(Dataset section)
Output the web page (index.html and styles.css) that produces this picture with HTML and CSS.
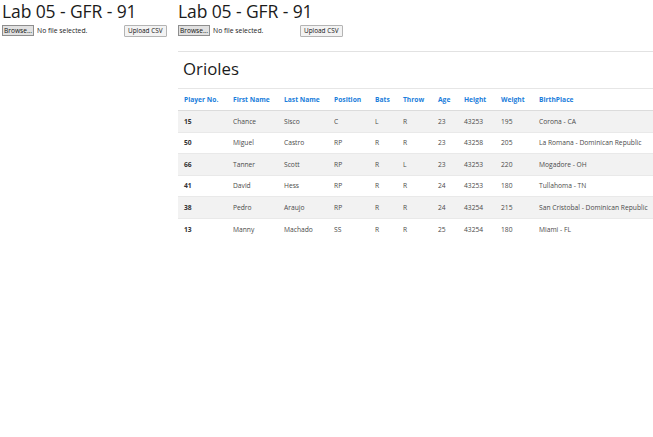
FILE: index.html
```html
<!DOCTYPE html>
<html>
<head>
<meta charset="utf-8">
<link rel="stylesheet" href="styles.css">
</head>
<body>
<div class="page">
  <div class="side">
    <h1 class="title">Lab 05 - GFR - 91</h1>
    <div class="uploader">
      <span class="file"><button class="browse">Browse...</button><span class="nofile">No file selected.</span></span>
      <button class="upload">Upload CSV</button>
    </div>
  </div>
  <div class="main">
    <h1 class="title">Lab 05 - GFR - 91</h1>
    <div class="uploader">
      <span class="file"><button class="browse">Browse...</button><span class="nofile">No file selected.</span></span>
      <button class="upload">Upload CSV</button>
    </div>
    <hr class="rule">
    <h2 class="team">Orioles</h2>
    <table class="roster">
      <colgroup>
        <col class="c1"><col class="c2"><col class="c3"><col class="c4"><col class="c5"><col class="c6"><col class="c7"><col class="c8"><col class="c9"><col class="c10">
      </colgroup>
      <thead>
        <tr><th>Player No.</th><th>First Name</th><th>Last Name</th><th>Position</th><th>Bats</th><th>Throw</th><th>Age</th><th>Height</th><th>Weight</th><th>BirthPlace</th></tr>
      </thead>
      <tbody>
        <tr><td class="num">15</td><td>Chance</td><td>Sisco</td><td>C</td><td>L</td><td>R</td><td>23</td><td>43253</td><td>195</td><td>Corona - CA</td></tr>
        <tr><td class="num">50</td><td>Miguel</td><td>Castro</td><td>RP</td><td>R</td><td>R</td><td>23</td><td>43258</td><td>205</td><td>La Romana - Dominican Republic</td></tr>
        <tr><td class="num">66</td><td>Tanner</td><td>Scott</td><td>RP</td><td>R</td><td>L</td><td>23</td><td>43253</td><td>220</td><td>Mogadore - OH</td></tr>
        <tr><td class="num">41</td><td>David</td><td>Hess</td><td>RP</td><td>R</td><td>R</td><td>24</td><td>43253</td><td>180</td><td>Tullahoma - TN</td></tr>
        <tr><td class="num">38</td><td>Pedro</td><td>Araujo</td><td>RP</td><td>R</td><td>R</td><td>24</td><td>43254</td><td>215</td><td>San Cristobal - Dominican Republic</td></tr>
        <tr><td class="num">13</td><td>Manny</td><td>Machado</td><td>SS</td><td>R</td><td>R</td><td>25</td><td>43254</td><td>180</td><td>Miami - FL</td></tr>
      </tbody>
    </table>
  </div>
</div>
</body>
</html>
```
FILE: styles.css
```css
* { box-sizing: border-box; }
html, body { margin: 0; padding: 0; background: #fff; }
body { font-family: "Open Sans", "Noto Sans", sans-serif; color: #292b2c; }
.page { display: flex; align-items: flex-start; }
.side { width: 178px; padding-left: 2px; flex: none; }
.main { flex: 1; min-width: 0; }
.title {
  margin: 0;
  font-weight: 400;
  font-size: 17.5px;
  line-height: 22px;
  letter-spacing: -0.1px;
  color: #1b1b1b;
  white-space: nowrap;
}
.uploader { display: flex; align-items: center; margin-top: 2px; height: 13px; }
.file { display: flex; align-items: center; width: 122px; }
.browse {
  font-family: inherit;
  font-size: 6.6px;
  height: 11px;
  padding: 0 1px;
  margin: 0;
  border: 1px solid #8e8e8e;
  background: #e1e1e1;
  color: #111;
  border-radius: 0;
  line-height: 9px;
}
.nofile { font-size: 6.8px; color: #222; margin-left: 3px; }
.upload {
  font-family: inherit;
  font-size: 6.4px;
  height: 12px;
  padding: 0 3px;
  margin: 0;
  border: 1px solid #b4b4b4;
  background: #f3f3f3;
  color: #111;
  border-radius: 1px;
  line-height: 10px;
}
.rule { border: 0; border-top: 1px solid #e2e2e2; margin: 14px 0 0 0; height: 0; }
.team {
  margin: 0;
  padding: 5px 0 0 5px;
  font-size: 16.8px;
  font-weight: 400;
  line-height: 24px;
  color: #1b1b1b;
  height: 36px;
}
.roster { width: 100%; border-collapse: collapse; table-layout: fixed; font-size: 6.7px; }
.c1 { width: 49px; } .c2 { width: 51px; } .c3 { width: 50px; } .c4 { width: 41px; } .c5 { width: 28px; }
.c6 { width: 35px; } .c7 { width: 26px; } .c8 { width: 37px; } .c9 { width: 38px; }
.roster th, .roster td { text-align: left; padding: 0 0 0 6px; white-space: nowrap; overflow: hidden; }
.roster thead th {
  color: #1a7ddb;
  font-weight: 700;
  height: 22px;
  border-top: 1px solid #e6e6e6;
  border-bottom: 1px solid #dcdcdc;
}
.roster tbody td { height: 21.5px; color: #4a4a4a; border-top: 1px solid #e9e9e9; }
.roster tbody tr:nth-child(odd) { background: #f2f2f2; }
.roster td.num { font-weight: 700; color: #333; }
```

(Exercise requirements)
State how many lines include the string "index", and nothing more.

(Answer to this task)
2